Avant les attentats de 2015 et 2016 en France, le chef de l’Etat a rappelé que les musulmans avaient été les premières victimes des jihadistes : « Ils s’en sont pris à leur propre religion. Partout les musulmans ont été les victimes de ces islamistes. Il en va de même en France où parmi les morts que l’on dénombre, les blessés que l’on relève, on voit que les musulmans payent également leur tribut à la terreur. »
Alors que les thèmes de l’identité et de l’immigration, de l’assimilation, sont au cœur desdébats avant 2017, face à ceux qui « battent les estrades en recourant à toutes les surenchères pour mieux se distinguer à l’intérieur de leur camp », le chef de l’Etat se pose en défenseur de l’Etat de droit, la seule voie « qui vaille, la seule qui soit efficace ».
Et d’ébaucher, déjà, un axe de campagne : « De même que je refuse l’Etat d’exception, je me battrai toujours contre l’Etat d’exclusion (…) Ce combat, c’est la raison même de mon engagement », a confié le président français, bifurquant ainsi vers les questions sociales.

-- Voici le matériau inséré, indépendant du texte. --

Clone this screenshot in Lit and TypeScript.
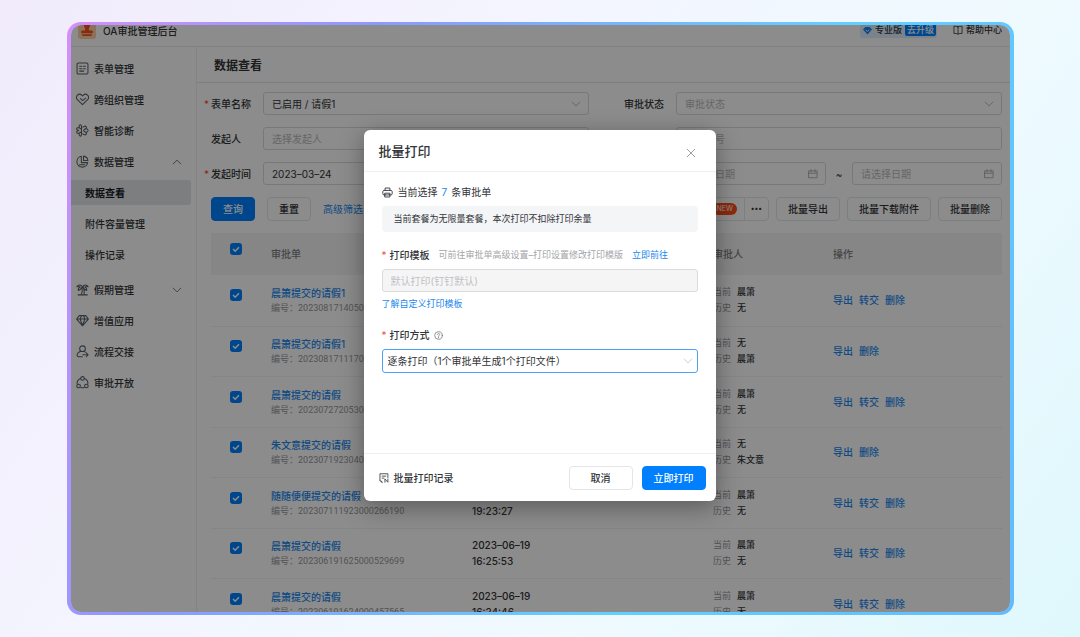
import { LitElement, html, css, svg, nothing } from "lit";
import { customElement, property, state } from "lit/decorators.js";
import { classMap } from "lit/directives/class-map.js";

const glyphs: Record<string, unknown> = {
  form: svg`<rect x="1.300" y="1.300" width="13.400" height="13.400" rx="1.500"/><path d="M4.500 5.200H7M4.500 8.200h3M4.500 11.200h5M9 5.200h2.500M9.500 8.200h2"/>`,
  heart: svg`<path d="M8 14.400 1.700 8.200A4 4 0 0 1 1.800 2.700a3.900 3.900 0 0 1 5.400.1L8 3.600l.8-.8a3.900 3.900 0 0 1 5.400-.1 4 4 0 0 1 .1 5.500L8 14.400Z"/><path d="M11.800 6.200 8.200 9.300 5.500 6.800"/>`,
  smart: svg`<path d="M6.800 4.200C6.900 2.200 6.300.9 5.200 1 3.800 1.200 3.600 3 4.200 4.800 2.500 4.200 1 4.600.8 5.800.6 7 1.800 7.800 3.500 8 1.800 8.300.6 9.200.9 10.400c.4 1.100 1.800 1.300 3.400.7-.7 1.700-.5 3.500.8 3.800 1.200.2 1.800-1.200 1.700-3.200M6.800 4.200v7.500M4.200 4.800l2.600 1.700M4.300 11.100l2.500-1.600"/><path d="M8.500 3.800c1.300-1.300 3.300-1.500 4-.6.700.900.200 2-.7 2.800 1.500-.2 2.700.3 3 1.500M8.500 12.200c1.300 1.300 3.300 1.500 4 .6.700-.9.200-2-.7-2.800 1.500.2 2.700-.3 3-1.500M11.300 5.900 9.200 8l2.100 2.100"/>`,
  pie: svg`<path d="M6.600 1.600a6.700 6.700 0 1 0 7.800 7.800H6.600Z"/><path d="M9.300 1.400v5.300h5.300a6 6 0 0 0-5.300-5.300ZM4.200 12h6.500"/>`,
  palm: svg`<path d="M2.500 14.600h11.500M6.700 14.400c.9-2.900 1.200-6 .8-9.200M10 14.400c.3-3.400 0-6.400-1-9.200M8 4.800C6.300 1.800 3 1.600 1 4.600c1.800-.4 3.200-.2 4.200.4C3.500 5.500 2.600 7 2.800 9.200 4.600 8.600 6.600 7 8 4.800ZM8 4.800c1.700-3 5-3.200 7-.2-1.800-.4-3.200-.2-4.200.4 1.700.5 2.600 2 2.400 4.200C11.400 8.600 9.400 7 8 4.800Z"/>`,
  diamond: svg`<path d="M4 2h8l3.200 4.200L8 14.500.8 6.200ZM.8 6.200h14.400M5 6.200l3 8 3-8M5 6.200 6.800 2M11 6.200 9.200 2"/>`,
  handover: svg`<circle cx="8" cy="4.600" r="3.500"/><path d="M6.200 7.800C3.500 8.700 1.200 11 1.400 13c.1 1 .8 1.400 1.700 1.400h4.700M10 8l1.500.8M8.500 12H15M12.700 9.700 15 12l-2.300 2.300"/>`,
  network: svg`<circle cx="8" cy="3" r="2.200"/><circle cx="3.200" cy="12.300" r="2.200"/><circle cx="12.800" cy="12.300" r="2.200"/><path d="M5.600 3.200C2.800 4.300 1.200 6.800 1.400 9.500M10.400 3.200c2.800 1.100 4.400 3.600 4.200 6.300M6 14.200c1.400.5 2.700.5 4 0"/>`,
  up: svg`<path d="M2 11l6-6 6 6"/>`,
  down: svg`<path d="M2 5l6 6 6-6"/>`,
  calendar: svg`<path d="M1.500 3h13v11h-13ZM1.500 6.800h13M4.800 1v4M11.200 1v4"/>`,
  book: svg`<path d="M8 2.800C6.500 2 4 2 1.500 2v11.500c2.500 0 5 0 6.500 1 1.500-1 4-1 6.500-1V2C12 2 9.500 2 8 2.800ZM8 2.800v11.500"/>`,
  close: svg`<path d="M2 2l12 12M14 2 2 14"/>`,
  printer: svg`<path d="M4.500 5V1.500h7V5M4.500 11.500H3a1.800 1.800 0 0 1-1.800-1.800V6.800A1.800 1.800 0 0 1 3 5h10a1.800 1.800 0 0 1 1.800 1.800v2.900a1.800 1.800 0 0 1-1.800 1.800h-1.500M4.500 9h7v5.500h-7ZM4.500 11.500h7"/>`,
  help: svg`<circle cx="8" cy="8" r="6.800"/><path d="M5.900 6.300c0-2.900 4.200-2.700 4.200-.1 0 1.400-2 1.600-2.100 3.200M8 11v1.200"/>`,
  record: svg`<path d="M5.500 14.800H3.800v-2H1.500V1.200h12.700v6M5 5h6M5 8.200h3M9.500 14.800V9.500l4.700 5.300V9.500"/>`,
};

const icon = (name: string, extra = "") => html`
  <svg class="icon ${extra}" viewBox="0 0 16 16" aria-hidden="true">${glyphs[name]}</svg>
`;

const base = css`
  :host {
    box-sizing: border-box;
    font-family: Inter, "Noto Sans CJK SC", sans-serif;
    font-size: 10px;
    line-height: 16px;
    color: #323437;
  }
  *,
  *::before,
  *::after {
    box-sizing: border-box;
  }
  button,
  input,
  select {
    font: inherit;
    color: inherit;
    margin: 0;
  }
  button {
    cursor: pointer;
  }
  a {
    color: #2088ee;
    text-decoration: none;
  }
  .icon {
    display: block;
    flex: none;
    width: 13px;
    height: 13px;
    fill: none;
    stroke: currentColor;
    stroke-width: 1.3;
    stroke-linecap: round;
    stroke-linejoin: round;
  }
  .icon.small {
    width: 10px;
    height: 10px;
  }
  .btn {
    height: 24px;
    padding: 0 11px;
    border: 1px solid #e4e5e7;
    border-radius: 4px;
    background: #fff;
    font-weight: 500;
    white-space: nowrap;
  }
  .btn.primary {
    border-color: #0080ff;
    background: #0080ff;
    color: #fff;
  }
  .box {
    display: flex;
    align-items: center;
    height: 23px;
    border: 1px solid #dadbdd;
    border-radius: 3px;
    background: #fff;
    min-width: 0;
  }
  .box select,
  .box input {
    flex: 1;
    min-width: 0;
    width: 100%;
    height: 100%;
    padding: 0 8px;
    border: 0;
    outline: 0;
    background: none;
    appearance: none;
  }
  .box .icon {
    color: #a4a6a9;
    margin-right: 7px;
    pointer-events: none;
  }
  .box ::placeholder,
  .box .unset {
    color: #b8babd;
    opacity: 1;
  }
  .star {
    color: #ff5219;
    width: 7px;
    flex: none;
  }
`;

interface NavEntry {
  label: string;
  icon?: string;
  arrow?: "up" | "down";
  active?: boolean;
  last?: boolean;
}

const NAV: NavEntry[] = [
  { label: "表单管理", icon: "form" },
  { label: "跨组织管理", icon: "heart" },
  { label: "智能诊断", icon: "smart" },
  { label: "数据管理", icon: "pie", arrow: "up" },
  { label: "数据查看", active: true },
  { label: "附件容量管理" },
  { label: "操作记录", last: true },
  { label: "假期管理", icon: "palm", arrow: "down" },
  { label: "增值应用", icon: "diamond" },
  { label: "流程交接", icon: "handover" },
  { label: "审批开放", icon: "network" },
];

@customElement("side-nav")
export class SideNav extends LitElement {
  static styles = [
    base,
    css`
      :host {
        display: block;
        padding: 6px 5px 0 0;
        border-right: 1px solid #f0f1f3;
      }
      .item {
        display: flex;
        align-items: center;
        gap: 5px;
        height: 25px;
        margin: 3px 0 6px;
        padding: 0 9px 0 5px;
        color: inherit;
        font-weight: 500;
      }
      .sub {
        padding-left: 14px;
      }
      .last {
        margin-bottom: 10px;
      }
      .active {
        background: #e4e6ea;
        border-radius: 0 3px 3px 0;
        color: #1b1c1e;
        font-weight: 700;
      }
      .icon {
        color: #5c5f63;
      }
      .arrow {
        margin-left: auto;
      }
    `,
  ];

  render() {
    return html`<nav>
      ${NAV.map(
        (n) => html`<a
          href="#"
          class=${classMap({ item: true, sub: !n.icon, active: !!n.active, last: !!n.last })}
          >${n.icon ? icon(n.icon) : nothing}${n.label}${n.arrow
            ? icon(n.arrow, "small arrow")
            : nothing}</a
        >`
      )}
    </nav>`;
  }
}

@customElement("print-dialog")
export class PrintDialog extends LitElement {
  @property({ type: Number }) count = 0;

  static styles = [
    base,
    css`
      :host {
        display: block;
        width: 352px;
        background: #fff;
        border-radius: 6px;
        box-shadow: 0 6px 24px rgba(0, 0, 0, 0.36);
      }
      header {
        display: flex;
        align-items: center;
        justify-content: space-between;
        height: 42px;
        padding: 0 20px 0 15px;
        border-bottom: 1px solid #eeeff0;
      }
      h2 {
        margin: 0;
        font-size: 13px;
        font-weight: 500;
      }
      .close {
        display: block;
        padding: 4px 0 0;
        border: 0;
        background: none;
        color: #85878a;
      }
      .body {
        padding: 12px 18px 80px;
      }
      .line {
        display: flex;
        align-items: center;
        height: 16px;
      }
      .line .icon {
        margin-right: 5px;
        width: 11px;
        height: 11px;
      }
      .num {
        color: #2088ee;
        margin: 0 4px;
      }
      .notice {
        margin: 6px 0 15px;
        padding: 5px 12px;
        border-radius: 4px;
        background: #f4f5f7;
        font-size: 9px;
      }
      .star {
        color: #f0504a;
        width: 8px;
      }
      .hint {
        margin: 0 9px;
        color: #a3a5a8;
      }
      .hint,
      .minor {
        font-size: 9px;
      }
      .line label {
        font-weight: 500;
      }
      .box {
        margin-top: 6px;
      }
      .box.disabled {
        background: #f5f5f6;
      }
      .box.focus {
        height: 24px;
        border-color: #4aa3f3;
      }
      .box.focus select {
        padding: 0 5px;
      }
      .box.focus .icon {
        color: #c3c5c8;
        margin-right: 4px;
      }
      .box input:disabled {
        color: #bfc1c4;
      }
      .more {
        margin: 4px 0 15px;
      }
      .line .help {
        width: 9px;
        height: 9px;
        margin: 0 0 0 4px;
        color: #6d7074;
      }
      footer {
        display: flex;
        align-items: center;
        height: 48px;
        padding: 0 10px 0 15px;
        border-top: 1px solid #eeeff0;
      }
      .records {
        display: flex;
        align-items: center;
        gap: 5px;
        color: inherit;
        font-weight: 500;
        margin-right: auto;
      }
      footer .btn {
        min-width: 64px;
        margin-left: 9px;
      }
    `,
  ];

  render() {
    return html`
      <header>
        <h2 id="title">批量打印</h2>
        <button class="close" aria-label="关闭">${icon("close", "small")}</button>
      </header>
      <div class="body">
        <div class="line">
          ${icon("printer")}当前选择<span class="num">${this.count}</span>条审批单
        </div>
        <div class="notice">当前套餐为无限量套餐，本次打印不扣除打印余量</div>
        <div class="line">
          <span class="star">*</span><label for="tpl">打印模板</label>
          <span class="hint">可前往审批单高级设置–打印设置修改打印模版</span>
          <a class="minor" href="#">立即前往</a>
        </div>
        <div class="box disabled">
          <input id="tpl" disabled .value=${"默认打印(钉钉默认)"} />
        </div>
        <div class="line more"><a class="minor" href="#">了解自定义打印模板</a></div>
        <div class="line">
          <span class="star">*</span><label for="mode">打印方式</label>${icon("help", "help")}
        </div>
        <div class="box focus">
          <select id="mode">
            <option>逐条打印（1个审批单生成1个打印文件）</option>
          </select>
          ${icon("down", "small")}
        </div>
      </div>
      <footer>
        <a class="records" href="#">${icon("record", "small")}批量打印记录</a>
        <button class="btn">取消</button>
        <button class="btn primary">立即打印</button>
      </footer>
    `;
  }
}

interface Row {
  title: string;
  no: string;
  date: string;
  time: string;
  current: string;
  history: string;
}

const ROWS: Row[] = [
  { title: "晨箫提交的请假1", no: "202308171405000512345", date: "2023–08–17", time: "14:05:06", current: "晨箫", history: "无" },
  { title: "晨箫提交的请假1", no: "202308171117000412345", date: "2023–08–17", time: "11:17:06", current: "无", history: "晨箫" },
  { title: "晨箫提交的请假", no: "202307272053000312345", date: "2023–07–27", time: "20:53:06", current: "晨箫", history: "无" },
  { title: "朱文意提交的请假", no: "202307192304000212345", date: "2023–07–19", time: "23:04:06", current: "无", history: "朱文意" },
  { title: "随随便便提交的请假", no: "202307111923000266190", date: "2023–07–11", time: "19:23:27", current: "晨箫", history: "无" },
  { title: "晨箫提交的请假", no: "202306191625000529699", date: "2023–06–19", time: "16:25:53", current: "晨箫", history: "无" },
  { title: "晨箫提交的请假", no: "202306191624000457565", date: "2023–06–19", time: "16:24:46", current: "晨箫", history: "无" },
];

@customElement("app-root")
export class AppRoot extends LitElement {
  @state() private rows = ROWS;

  static styles = [
    base,
    css`
      :host {
        display: block;
        height: 100vh;
        padding: 22px 66px 22px 67px;
        background: linear-gradient(125deg, #f1ebfb 0%, #f4f5ff 35%, #effaff 68%, #dff8fc 100%);
      }
      .frame {
        height: 100%;
        padding: 3px 4px;
        border-radius: 14px;
        background: linear-gradient(112deg, #d48ffb 0%, #8c99ff 26%, #62d0ff 66%, #62bbff 100%);
      }
      .screen {
        position: relative;
        display: flex;
        flex-direction: column;
        height: 100%;
        overflow: hidden;
        border-radius: 10px;
        background: #fff;
      }
      .mask {
        position: absolute;
        inset: 0;
        display: grid;
        place-items: center;
        padding: 0 2px 6px 0;
        background: rgba(0, 0, 0, 0.45);
      }
      .top {
        display: flex;
        flex: none;
        align-items: flex-end;
        height: 22px;
        padding: 0 8px 0 7px;
        border-bottom: 1px solid #ebecee;
      }
      .logo {
        flex: none;
        width: 18px;
        height: 18px;
        margin: 0 7px 7px 0;
      }
      .brand {
        font-weight: 500;
        margin: 0 auto 7px 0;
      }
      .plan,
      .help {
        display: flex;
        align-items: center;
        gap: 3px;
        height: 16px;
        margin-bottom: 8px;
        font-size: 9px;
        font-weight: 500;
        color: inherit;
      }
      .plan {
        padding: 0 1px 0 3px;
        border-radius: 3px;
        background: #dfeeff;
      }
      .plan .gem {
        width: 9px;
        height: 9px;
      }
      .upgrade {
        padding: 0 2px;
        height: 12px;
        line-height: 12px;
        border-radius: 2px;
        background: #0080ff;
        color: #fff;
      }
      .help {
        margin-left: 8px;
        padding-left: 8px;
      }
      .columns {
        display: flex;
        flex: 1;
        min-height: 0;
      }
      side-nav {
        flex: none;
        width: 126px;
      }
      main {
        flex: 1;
        min-width: 0;
      }
      h1 {
        margin: 0;
        padding: 11px 17px 8px;
        border-bottom: 1px solid #e5e6e8;
        font-size: 12px;
        line-height: 16px;
        font-weight: 700;
      }
      .content {
        padding: 9px 8px 0 14px;
      }
      .filters {
        display: grid;
        grid-template-columns: 1fr 1fr;
        gap: 12px 28px;
        margin-left: -7px;
      }
      .field {
        display: flex;
        align-items: center;
      }
      .field label {
        flex: none;
        width: 52px;
        font-weight: 500;
      }
      .field .box {
        flex: 1;
      }
      .tilde {
        width: 26px;
        text-align: center;
      }
      .toolbar {
        display: flex;
        align-items: center;
        gap: 7px;
        margin: 12px 0;
      }
      .toolbar .gap {
        margin-left: 5px;
      }
      .toolbar .advanced {
        margin-right: auto;
      }
      .split {
        display: flex;
      }
      .split .btn:first-child {
        display: flex;
        align-items: center;
        gap: 6px;
        padding: 0 7px 0 11px;
        border-radius: 4px 0 0 4px;
      }
      .split .btn:last-child {
        margin-left: -1px;
        padding: 0 6px;
        border-radius: 0 4px 4px 0;
        font-size: 7px;
      }
      .new {
        height: 12px;
        padding: 0 4px;
        border-radius: 6px;
        background: #ff4d17;
        color: #fff;
        font-size: 7px;
        line-height: 12px;
        font-weight: 400;
      }
      table {
        width: 100%;
        table-layout: fixed;
        border-collapse: collapse;
      }
      th {
        height: 42px;
        padding: 0;
        background: #f5f5f6;
        color: #7c7e82;
        font-weight: 500;
        text-align: left;
      }
      td {
        height: 51px;
        padding: 0;
        border-bottom: 1px solid #f1f2f3;
      }
      tr:nth-child(even) td {
        height: 50px;
      }
      .c-check {
        width: 60px;
      }
      .c-title {
        width: 201px;
      }
      .c-date {
        width: 241px;
      }
      .c-person {
        width: 120px;
      }
      .check {
        padding: 0 0 10px 19px;
      }
      .check input {
        display: block;
        width: 12px;
        height: 12px;
        appearance: none;
        border-radius: 3px;
        background: #0080ff
          url('data:image/svg+xml,<svg xmlns="http://www.w3.org/2000/svg" viewBox="0 0 12 12"><path d="M3 6l2.200 2.200L9 4.200" fill="none" stroke="white" stroke-width="1.500"/></svg>');
      }
      .title {
        display: block;
        font-weight: 500;
      }
      .no {
        display: block;
        color: #96989b;
        font-family: Roboto, "Noto Sans CJK SC", sans-serif;
        font-size: 9px;
        line-height: 14px;
      }
      .person {
        font-size: 9px;
        font-weight: 500;
      }
      .person span {
        display: inline-block;
        width: 24px;
        color: #96989b;
        font-weight: 400;
      }
      .when {
        font-weight: 500;
      }
      .ops {
        display: flex;
        gap: 6px;
        font-weight: 500;
      }
    `,
  ];

  private renderDate(id: string, label: string) {
    return html`<div class="box">
      <input id=${id} aria-label=${label} placeholder="请选择日期" />${icon("calendar", "small")}
    </div>`;
  }

  render() {
    return html`
      <div class="frame">
        <div class="screen">
          <header class="top">
            <svg class="logo" viewBox="0 0 18 18" aria-hidden="true">
              <rect width="18" height="18" rx="3" fill="#ffd0a0" />
              <path
                d="M9 1.500a3 3 0 0 1 2.700 4.300C10.800 7.500 10.600 8.500 11 9.500h2.500c.8 0 1.300.6 1.300 1.300v1.400H3.200v-1.400c0-.7.5-1.300 1.300-1.300H7c.4-1 .2-2-.7-3.700A3 3 0 0 1 9 1.500ZM4.200 13.300h9.600v1.700H4.200Z"
                fill="#f4511e"
              />
            </svg>
            <span class="brand">OA审批管理后台</span>
            <a class="plan" href="#">
              <svg class="gem" viewBox="0 0 10 10" aria-hidden="true">
                <path d="M2.500 1h5L10 4 5 9.500 0 4Z" fill="#1a86f2" />
                <path d="M3 4.200 5 6.200l2-2" fill="none" stroke="#fff" />
              </svg>
              专业版<span class="upgrade">去升级</span>
            </a>
            <a class="help" href="#">${icon("book", "small")}帮助中心</a>
          </header>
          <div class="columns">
            <side-nav></side-nav>
            <main>
              <h1>数据查看</h1>
              <div class="content">
                <div class="filters">
                  <div class="field">
                    <span class="star">*</span><label for="form">表单名称</label>
                    <div class="box">
                      <select id="form">
                        <option>已启用 / 请假1</option></select
                      >${icon("down", "small")}
                    </div>
                  </div>
                  <div class="field">
                    <span class="star"></span><label for="status">审批状态</label>
                    <div class="box">
                      <select id="status" class="unset">
                        <option>审批状态</option></select
                      >${icon("down", "small")}
                    </div>
                  </div>
                  <div class="field">
                    <span class="star"></span><label for="starter">发起人</label>
                    <div class="box"><input id="starter" placeholder="选择发起人" /></div>
                  </div>
                  <div class="field">
                    <span class="star"></span><label for="number">审批单号</label>
                    <div class="box"><input id="number" placeholder="审批单号" /></div>
                  </div>
                  <div class="field">
                    <span class="star">*</span><label for="start">发起时间</label>
                    <div class="box">
                      <input id="start" .value=${"2023–03–24"} />${icon("calendar", "small")}
                    </div>
                    <span class="tilde">~</span>
                    ${this.renderDate("start-end", "发起时间止")}
                  </div>
                  <div class="field">
                    <span class="star"></span><label for="done">完成时间</label>
                    ${this.renderDate("done", "完成时间起")}
                    <span class="tilde">~</span>
                    ${this.renderDate("done-end", "完成时间止")}
                  </div>
                </div>
                <div class="toolbar">
                  <button class="btn primary">查询</button>
                  <button class="btn gap">重置</button>
                  <a class="advanced gap" href="#">高级筛选</a>
                  <div class="split">
                    <button class="btn">批量打印<span class="new">NEW</span></button>
                    <button class="btn" aria-label="更多">•••</button>
                  </div>
                  <button class="btn">批量导出</button>
                  <button class="btn">批量下载附件</button>
                  <button class="btn">批量删除</button>
                </div>
                <table>
                  <thead>
                    <tr>
                      <th class="c-check check">
                        <input type="checkbox" checked aria-label="全选" />
                      </th>
                      <th class="c-title">审批单</th>
                      <th class="c-date">发起时间</th>
                      <th class="c-person">审批人</th>
                      <th>操作</th>
                    </tr>
                  </thead>
                  <tbody>
                    ${this.rows.map(
                      (r) => html`<tr>
                        <td class="check">
                          <input type="checkbox" checked aria-label=${r.title} />
                        </td>
                        <td>
                          <a class="title" href="#">${r.title}</a>
                          <span class="no">编号：${r.no}</span>
                        </td>
                        <td class="when">${r.date}<br />${r.time}</td>
                        <td class="person">
                          <div><span>当前</span>${r.current}</div>
                          <div><span>历史</span>${r.history}</div>
                        </td>
                        <td>
                          <div class="ops">
                            <a href="#">导出</a>
                            ${r.current !== "无" ? html`<a href="#">转交</a>` : nothing}
                            <a href="#">删除</a>
                          </div>
                        </td>
                      </tr>`
                    )}
                  </tbody>
                </table>
              </div>
            </main>
          </div>
          <div class="mask">
            <print-dialog
              role="dialog"
              aria-modal="true"
              aria-label="批量打印"
              .count=${this.rows.length}
            ></print-dialog>
          </div>
        </div>
      </div>
    `;
  }
}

Pour le chef de l’Etat, l’antiterrorisme, c’est aussi le social

François Hollande a défendu le modèle social à la française, « patrimoine commun des Français », a-t-il dit. « La cohésion nationale, c’est aussi notre modèle social. J’en suis le garant », a expliqué le président de la République.
Car le modèle social est « lui-même menacé souvent par ceux qui veulent remettre en cause l’Etat de droit », remarque M. Hollande. « Le modèle social doit sans cesse être modernisé, réformé, complété pour pouvoir être adapté aux aspirations personnelles comme aux besoins collectifs, et sans que son financement n’entrave la compétitivité de nos entreprises », considère le président.
Et de défendre naturellement son bilan, en présence de son gouvernement réuni pour l’occasion salle Wagram : « Un pays solide, c’est une nation solidaire. C’est le sens des réformes que j’ai conduites depuis 2012 », a fait valoir l’actuel locataire de l’Elysée, bousculé par l’organisation d’une primaire dans son camp, et les candidatures sur sa gauche.
« Notre système de retraite a été sauvegardé et prend désormais en compte la pénibilité du travail. La complémentaire santé a été généralisée, le tiers payant le sera bientôt pour garantir un meilleur accès aux soins de tous. De nouveaux droits ont été créés. Je pense au compte personnel d’activité, à la garantie jeune, à la prime d’activité. »

« La politique territoriale a été concentrée sur les quartiers les plus fragiles dans nos villes comme dans le monde rural », estime François Hollande, précisant que « la lutte contre les discriminations a été renforcée avec la possibilité que les victimes engagent des actions de groupe ».
Préserver la démocratie face au terrorisme, tout un programme
Mais le chef de l’Etat ne s’est pas arrêté là, dans un discours décidément vaste : « Notre démocratie, a-t-il aussi dit, si elle veut être forte, si elle veut être puissante, doit être renouvelée ». Après la loi sur le non-cumul des mandats de parlementaire et d’un exécutif local votée en 2014, a-t-il expliqué, « je veux que l’on aille plus loin encore, en réduisant le cumul des mandats dans le temps ».
« Je vois qu’il y en a qui veulent revenir là-dessus, bel exemple de compréhension des évolutions de la société ! », a encore plaisanté le numéro un français à l’adresse de ses adversaires au sujet de sa réforme de 2014, alors qu’il reste, selon lui, « beaucoup à faire (aussi) sur la représentativité de nos assemblées, pour les ouvrir davantage à la diversité de notre société ».
Il s’est positionné pour un maintien de la fonction présidentielle au cœur des institutions, considérant plutôt que « des réformes institutionnelles devront néanmoins être accomplies (…), davantage sur l’élaboration et le vote de la loi ». Mais « la solution ne passe » ni par le recours aux ordonnances à ses yeux, ni par les référendums, « dont le risque est soit l’abus pour celui qui y recourt, soit le détournement pour ceux qui y répondent ».
Et le président d’inviter à « regarder les expériences, ici, ailleurs, des référendums », évoquant le Brexit. « On a répondu mais c’était pas forcément ce qu’on avait compris », et « ceux-là mêmes qui appellent à voter pour une direction qui finit par être choisie n’ont de cesse que de s’enfuir pour ne pas en tirer les conséquences pour eux-mêmes », a-t-il fait remarquer.

Lui encore président, pour ainsi dire, François Hollande assure qu’il s’intéressera aux « consultations locales sur les grands équipements », principe appliqué pour l’aéroport de Notre-Dame-des-Landes, mais aussi « la participation dans les grands débats publics, dans des démarches de co-construction législative », et les « jurys citoyens » ou autres « états généraux sur les grandes questions de société ».